THE EDITING AUTHOR: 4 Things to Consider Before You Move a Scene

Don't be afraid to give a scene a new home.

Don’t be afraid to give a scene a new home.

Editing is tough for any writer, but one of the simplest, sure-fire ways to fix pacing, add intrigue, and to all-around improve your story can often be to move a scene somewhere else.

Adjusting where a story falls in the action can make a LOT of difference. Here are some things to consider as or before you move a scene.

  1. WHAT OTHER CHANGES, FOR THE SAKE OF CLARITY OR FLOW, DOES MOVING THE SCENE REQUIRE? Small adjustments that come from the bigger change–like having to give some background information sooner, or being able to eliminate some narration because the change of placement “shows” rather than “tells” something about a character–can be the biggest benefits for your story. And these small changes are usually things you never think of until forced to because the change you’re considering makes you realize what improvements are really possible.
  2. SOMETIMES MOVING A PART OF A SCENE WORKS GREAT.  I did this once or twice at the suggestion of beta readers, and was amazed. I would never have thought to break up a longer scene on my own, but the suggestion was brilliant and really helped the flow of my story. Sometimes, it’s not that the scene in its whole shouldn’t be where it is…. You just might have too much of a good thing, so break it up.
  3. MAKE SURE THE ISSUE IS TRULY PLACEMENT. Is the scene reading badly because it’s placed wrongly, or is there just a lot of fluff that is going to read as “long” and “uninteresting” no matter where you put it? Sometimes cuts, whether of paragraphs, sentences, or entire passages, are the real solution. Don’t be afraid to cut.
  4. IF YOU ARE HESITANT TO MOVE, YOU CAN ALWAYS “PLOT OUT” THE CHANGE ON AN OUTLINE. It’s a simple tip, I know, but one I wouldn’t necessarily think to do in the thrill of the moment.  Another tip? Make sure to save your file under a different name BEFORE you copy and paste and make your move. That way, if you change your mind, you can go back to an unchanged version of your story: nothing lost but a bit of time, and perhaps a lot of insight gained.

Have you ever moved a few scenes in a draft of a novel or short story? Were you surprised at what a difference it made, or how it opened your eyes to view the plot and characters differently?

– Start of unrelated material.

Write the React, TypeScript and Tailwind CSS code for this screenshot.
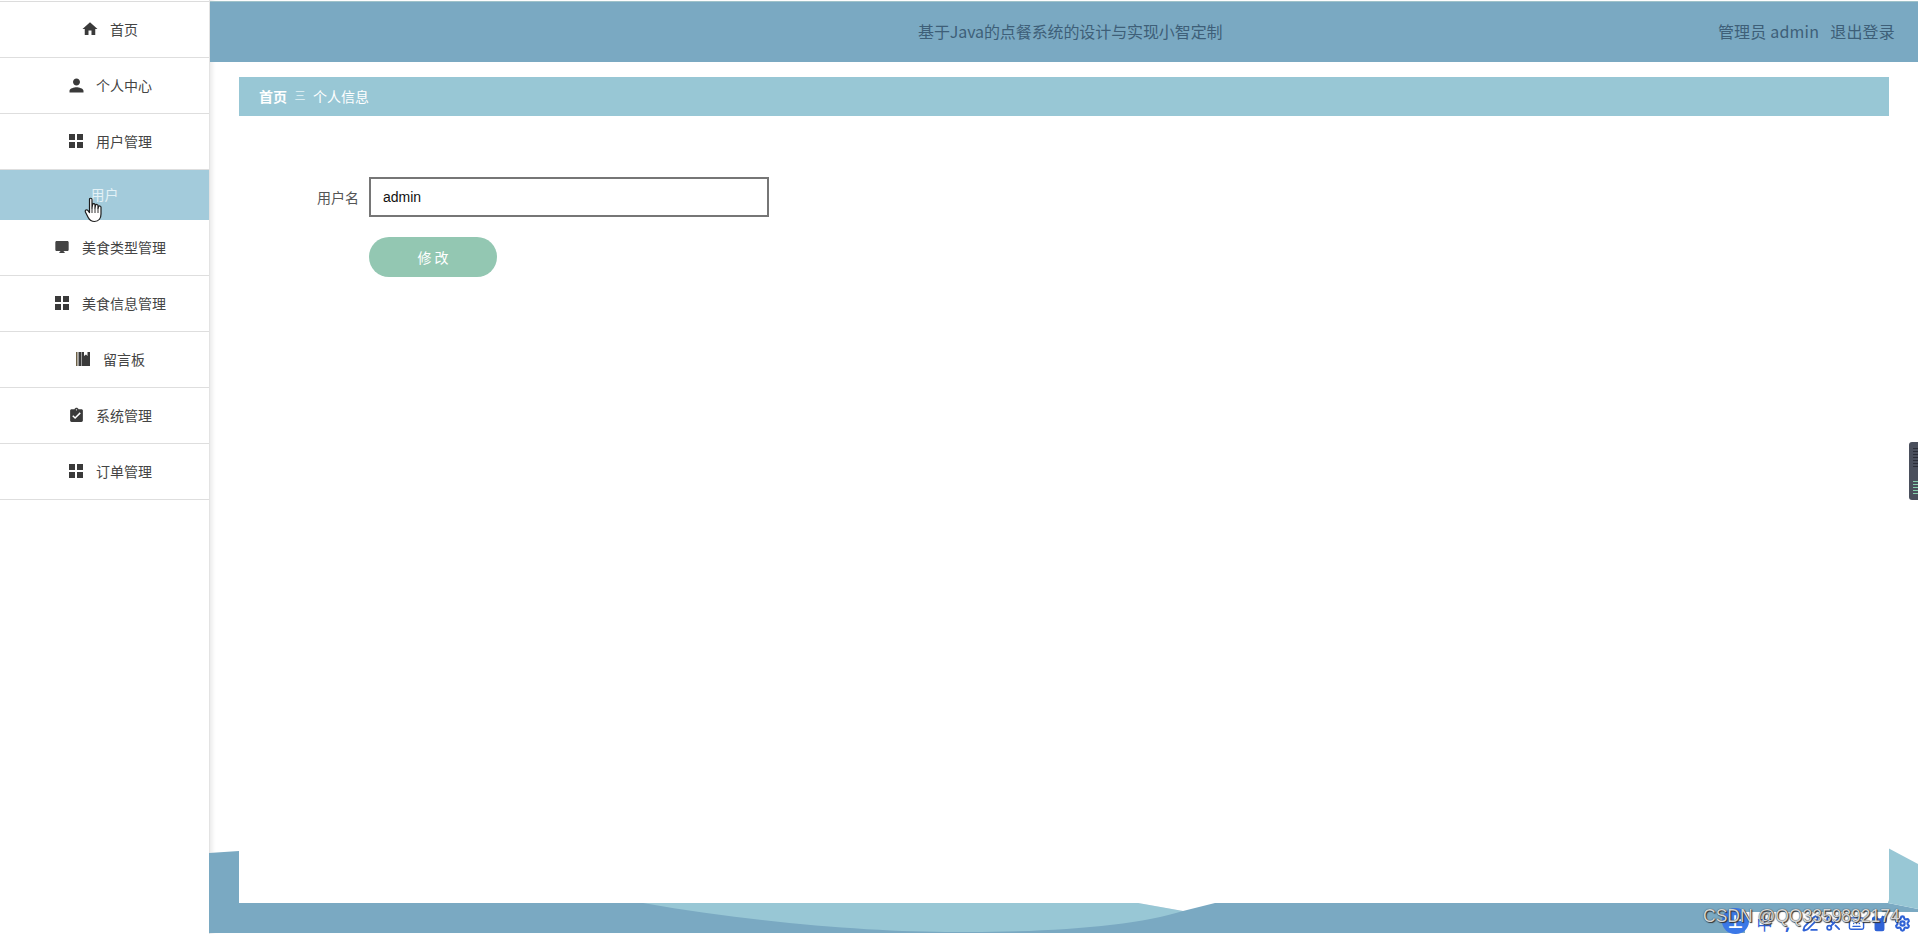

5 responses to “THE EDITING AUTHOR: 4 Things to Consider Before You Move a Scene

  1. Interestingly, today I went back to a novel I’ve been struggling with for a long time and did some of those scene shifts you’re talking about. In some places just a sentence or two. I feel it’s brought a spark into what was reading like a tedious narration, even though it was important background information. What do you feel about converting a direct statement into a question? Doesn’t it draw the reader closer to the character?

    • It depends on how much it flows and how realistically that character would ask that question at the moment it’s asked. Having a curious character realistically draw out information from someone else can do a lot of heavy lifting!

  2. I’ve not only moved scenes in my WIP, but I’ve changed the view point character in some of those scenes. I find it absolutely amazing how much more interesting a story can become by making the right kinds of changes like this. Taking beta reader comments to heart, digging deep into what they are telling you, and acting on their feedback can lead to these kinds of changes–the payoff of which can be huge.

    • Finding the right POV character is HUGE. I’m so glad you brought that up. It can make a major, major impact on the flow of the scene and what information gets presented to the reader.